As a aspiring novelist I started my blog to motivate myself in writing by posting my word count. Since then it’s expanded into different topics and rants.
The hardest thing has been finding the line as to how much to talk about your own life and where to draw the line. That’s why a plan is necessary so you know why you are blogging and what you’re trying to say.
I’ve met some wonderful bloggers whose blogs are on my must read list. It’s an addictive bit of voyeurism.
I also have to agree with some of the other posters. Some blogs are awful. People write with no rhyme or reason and seem to have no purpose. But that’s the great thing. All you have to do is click the mouse button and you’ll find something else to read.
Thanks for the tips. These are all things that I’ve been thinking about myself. Now I have to draw a battle plan.

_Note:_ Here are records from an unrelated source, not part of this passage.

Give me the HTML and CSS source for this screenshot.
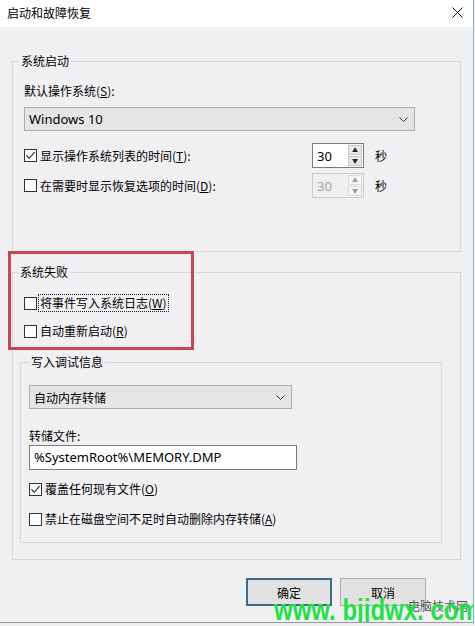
FILE: index.html
```html
<!DOCTYPE html>
<html lang="zh-CN">
<head>
  <meta charset="UTF-8" />
  <title>启动和故障恢复</title>
  <link rel="stylesheet" href="styles.css">
</head>
<body>
  <div class="window">
    <div class="titlebar">
      <span class="title">启动和故障恢复</span>
      <svg class="close" width="11" height="11" viewBox="0 0 11 11">
        <path d="M0.5 0.5 L10.5 10.5 M10.5 0.5 L0.5 10.5" stroke="#111" stroke-width="1" fill="none" />
      </svg>
    </div>

    <div class="dialog">
      <fieldset class="group group-start">
        <legend>系统启动</legend>
        <div class="field-label">默认操作系统(<u>S</u>):</div>
        <div class="select select-os">
          <span class="select-text">Windows 10</span>
          <svg class="chevron" width="9" height="5" viewBox="0 0 9 5"><path d="M0.5 0.5 L4.5 4.5 L8.5 0.5" stroke="#333" fill="none" /></svg>
        </div>
        <div class="opt-row">
          <label class="check check-wide"><span class="box checked"><svg width="11" height="11" viewBox="0 0 11 11"><path d="M1.5 5.5 L4.2 8.3 L9.6 2.2" stroke="#222" stroke-width="1.1" fill="none" /></svg></span>显示操作系统列表的时间(<u>T</u>):</label>
          <div class="spin">
            <span class="spin-value">30</span>
            <div class="spin-btns">
              <span class="spin-btn">▲</span>
              <span class="spin-btn">▼</span>
            </div>
          </div>
          <span class="unit">秒</span>
        </div>
        <div class="opt-row opt-row-second">
          <label class="check check-wide"><span class="box"></span>在需要时显示恢复选项的时间(<u>D</u>):</label>
          <div class="spin spin-disabled">
            <span class="spin-value">30</span>
            <div class="spin-btns">
              <span class="spin-btn">▲</span>
              <span class="spin-btn">▼</span>
            </div>
          </div>
          <span class="unit">秒</span>
        </div>
      </fieldset>

      <fieldset class="group group-failure">
        <legend>系统失败</legend>
        <label class="check check-first"><span class="box"></span><span class="focus-ring">将事件写入系统日志(<u>W</u>)</span></label>
        <label class="check check-next"><span class="box"></span>自动重新启动(<u>R</u>)</label>

        <fieldset class="group group-debug">
          <legend>写入调试信息</legend>
          <div class="select select-dump">
            <span class="select-text cjk">自动内存转储</span>
            <svg class="chevron" width="9" height="5" viewBox="0 0 9 5"><path d="M0.5 0.5 L4.5 4.5 L8.5 0.5" stroke="#333" fill="none" /></svg>
          </div>
          <div class="field-label dump-label">转储文件:</div>
          <div class="textbox">%SystemRoot%\MEMORY.DMP</div>
          <label class="check check-overwrite"><span class="box checked"><svg width="11" height="11" viewBox="0 0 11 11"><path d="M1.5 5.5 L4.2 8.3 L9.6 2.2" stroke="#222" stroke-width="1.1" fill="none" /></svg></span>覆盖任何现有文件(<u>O</u>)</label>
          <label class="check check-next-2"><span class="box"></span>禁止在磁盘空间不足时自动删除内存转储(<u>A</u>)</label>
        </fieldset>
      </fieldset>

      <div class="buttons">
        <button class="btn btn-default">确定</button>
        <button class="btn">取消</button>
      </div>
    </div>

    <div class="highlight"></div>
    <div class="watermark-small">电脑技术网</div>
    <div class="watermark">www. bjjdwx. com</div>
  </div>
</body>
</html>
```

FILE: styles.css
```css
body {
  margin: 0;
  background: #f0f0f3;
  font-family: "Noto Sans CJK SC", "Noto Sans", sans-serif;
  font-size: 12px;
  color: #000;
}
u { text-decoration: underline; text-underline-offset: 1px; }

.window {
  position: relative;
  width: 473px;
  height: 622px;
  background: #f0f0f3;
  border-right: 1px solid #8fb3d6;
  border-bottom: 1px solid #9a9a9a;
  overflow: hidden;
}

.titlebar {
  height: 27px;
  background: #fff;
  display: flex;
  align-items: center;
  justify-content: space-between;
  padding: 0 10px 0 7px;
}
.title { font-size: 12px; line-height: 16px; margin-top: -1px; }
.close { margin-top: -3px; }

.dialog {
  padding: 26px 12px 0 12px;
}

.group {
  margin: 0;
  padding: 0 0 0 11px;
  border: 1px solid #d9d9dc;
  min-width: 0;
}
.group legend {
  margin-left: -5px;
  padding: 0 2px;
  line-height: 16px;
  height: 16px;
}
.group-start { padding-bottom: 53px; }
.group-failure { margin-top: 12px; padding-bottom: 16px; padding-left: 0; }
.group-failure > legend { margin-left: 5px; }
.group-failure > .check { margin-left: 11px; }
.group-debug {
  margin: 15px 18px 0 7px;
  padding: 0 0 15px 8px;
}
.group-debug legend { margin-left: 0; }

.field-label { margin-top: 14px; line-height: 16px; height: 16px; }
.dump-label { margin-top: 19px; }

.select {
  box-sizing: border-box;
  height: 24px;
  background: #e5e5e5;
  border: 1px solid #adadad;
  display: flex;
  align-items: center;
  justify-content: space-between;
  padding: 0 6px 0 4px;
}
.select-os { margin-top: 8px; width: 391px; }
.select-dump { margin-top: 15px; width: 263px; }
.select-text { font-family: "Noto Sans", "Noto Sans CJK SC", sans-serif; font-size: 13px; }
.select-text.cjk { font-family: "Noto Sans CJK SC", sans-serif; font-size: 12px; }

.opt-row {
  margin-top: 12px;
  height: 25px;
  display: flex;
  align-items: center;
}
.opt-row-second { margin-top: 5px; }

.check {
  display: flex;
  align-items: center;
  height: 16px;
  line-height: 16px;
  white-space: nowrap;
}
.check-wide { width: 288px; }
.check-first { margin-top: 15px; }
.check-next { margin-top: 12px; }
.check-overwrite { margin-top: 11px; }
.check-next-2 { margin-top: 14px; }

.box {
  box-sizing: border-box;
  width: 13px;
  height: 13px;
  border: 1px solid #333;
  background: #fff;
  margin-right: 3px;
  display: flex;
  align-items: center;
  justify-content: center;
  flex: none;
}
.focus-ring {
  outline: 1px dotted #222;
  outline-offset: 0;
  padding: 0 1px;
  margin-left: -1px;
}

.spin {
  box-sizing: border-box;
  width: 52px;
  height: 25px;
  background: #fff;
  border: 1px solid #7a7a7a;
  display: flex;
  justify-content: space-between;
  align-items: center;
  padding: 0 1px 0 4px;
}
.spin-value { font-family: "Noto Sans", sans-serif; font-size: 13px; }
.spin-btns {
  display: flex;
  flex-direction: column;
  gap: 1px;
}
.spin-btn {
  box-sizing: border-box;
  width: 14px;
  height: 10px;
  background: #e8e8e8;
  border: 1px solid #c4c4c4;
  font-size: 6px;
  line-height: 8px;
  text-align: center;
  color: #222;
}
.spin-disabled {
  background: #f0f0f3;
  border-color: #cccccc;
}
.spin-disabled .spin-value { color: #a0a0a0; }
.spin-disabled .spin-btn { background: #f4f4f4; border-color: #dcdcdc; color: #9a9a9a; }
.unit { margin-left: 11px; font-size: 12px; }

.textbox {
  box-sizing: border-box;
  margin-top: 1px;
  width: 268px;
  height: 25px;
  background: #fff;
  border: 1px solid #7a7a7a;
  padding: 0 4px;
  line-height: 23px;
  font-family: "Noto Sans", sans-serif;
  font-size: 13px;
}

.buttons {
  margin-top: 18px;
  display: flex;
  justify-content: flex-end;
  gap: 8px;
  padding-right: 35px;
}
.btn {
  box-sizing: border-box;
  width: 86px;
  height: 28px;
  background: #e1e1e1;
  border: 1px solid #adadad;
  font-family: "Noto Sans CJK SC", sans-serif;
  font-size: 12px;
  color: #000;
  padding: 0;
}
.btn-default { border: 2px solid #3e6c88; }

.highlight {
  position: absolute;
  left: 8px;
  top: 251px;
  width: 180px;
  height: 93px;
  border: 3px solid #c8474f;
}

.watermark {
  position: absolute;
  left: 274px;
  top: 592px;
  font-family: "Liberation Sans", Arial, sans-serif;
  font-weight: bold;
  font-size: 24px;
  line-height: 28px;
  color: #22e04a;
  white-space: nowrap;
  transform: scaleY(1.25);
  transform-origin: left top;
}
.watermark-small {
  position: absolute;
  left: 408px;
  top: 597px;
  font-size: 12px;
  color: #555;
}
```
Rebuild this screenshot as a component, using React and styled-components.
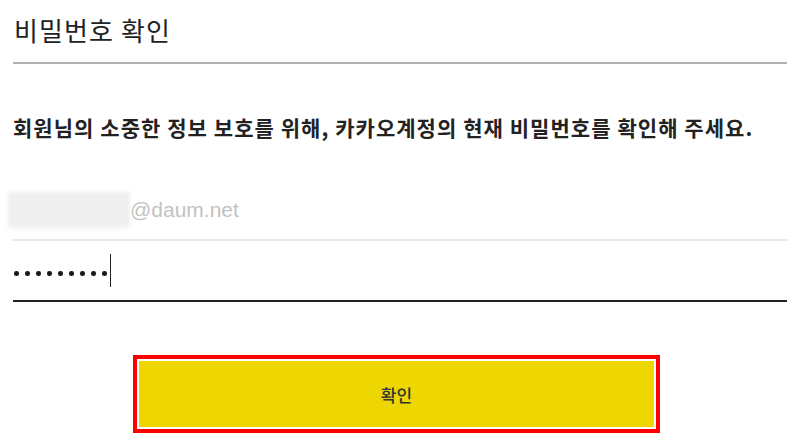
import React from "react";
import styled, { createGlobalStyle } from "styled-components";

const GlobalStyle = createGlobalStyle`
  body {
    margin: 0;
    background: #fff;
    font-family: "Noto Sans CJK KR", "Noto Sans", sans-serif;
    color: #222;
  }
`;

const App = () => {
    const dots = Array.from({ length: 9 });

    return (
        <>
            <GlobalStyle />
            <Wrap>
                <Header>
                    <Title>비밀번호 확인</Title>
                </Header>
                <Desc>회원님의 소중한 정보 보호를 위해, 카카오계정의 현재 비밀번호를 확인해 주세요.</Desc>
                <Field>
                    <Blur />
                    <Domain>@daum.net</Domain>
                </Field>
                <Field $active>
                    <Dots>
                        {dots.map((_, i) => (
                            <Dot key={i} />
                        ))}
                    </Dots>
                    <Caret />
                </Field>
                <Button type="button">확인</Button>
            </Wrap>
        </>
    );
};

const Wrap = styled.div`
    padding: 0 13px 12px;
    display: flex;
    flex-direction: column;
`;

const Header = styled.div`
    padding: 10px 0 12px;
    border-bottom: 2px solid #b0b0b0;
`;

const Title = styled.h1`
    margin: 0;
    padding-left: 1px;
    font-size: 26px;
    font-weight: 400;
    letter-spacing: 1.1px;
    line-height: 40px;
    color: #222;
`;

const Desc = styled.p`
    margin: 48px 0 0;
    font-size: 21px;
    font-weight: 700;
    letter-spacing: 1.05px;
    line-height: 30px;
    color: #222;
    white-space: nowrap;
`;

const Field = styled.div`
    margin-top: ${(p) => (p.$active ? "0" : "39px")};
    height: ${(p) => (p.$active ? "59px" : "58px")};
    display: flex;
    align-items: center;
    border-bottom: 2px solid ${(p) => (p.$active ? "#222" : "#e8e8e8")};
`;

const Blur = styled.span`
    margin-left: -5px;
    width: 122px;
    height: 36px;
    background: #efefef;
    filter: blur(2px);
`;

const Domain = styled.span`
    font-family: "Liberation Sans", Arial, sans-serif;
    font-size: 21px;
    color: #c2c2c2;
`;

const Dots = styled.span`
    display: flex;
    gap: 6.5px;
    margin-top: 6px;
    margin-left: 1px;
`;

const Dot = styled.span`
    width: 4.5px;
    height: 4.5px;
    border-radius: 50%;
    background: #1a1a1a;
`;

const Caret = styled.span`
    width: 1.5px;
    height: 33px;
    margin-left: 3px;
    background: #222;
`;

const Button = styled.button`
    margin: 59px 0 0 126px;
    width: 515px;
    height: 66px;
    border: none;
    background: #eed600;
    outline: 4px solid #ff0000;
    outline-offset: 2px;
    font-family: "Noto Sans CJK KR", sans-serif;
    font-size: 17px;
    font-weight: 500;
    color: #333;
    cursor: pointer;
`;

export default App;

I for one LOVE to blog. My daughter Kaitlin commented earlier on here that we’re both diehard bloggers and it’s true. I started mine at her urging a little over a year ago when I had a lot of personal issues going on in my life and nowhere to really vent. As Kaitlin knows, my way of dealing with emotional stuff is by writing and she said she thought blogging would really help. Oh, what a wise young woman she is! By getting a lot of ‘baggage’ out in the open and learning thru people’s comments to my entries that I’m NOT alone…well, it has been truly emotionally liberating for me and I’ve come to peace with many things in my life. I went from having a handful of visitors a day in the beginning to an average of 700-800, even peaking out at 1,782 one day! Blogging has opened up the world to me and I don’t think I’ll ever quit.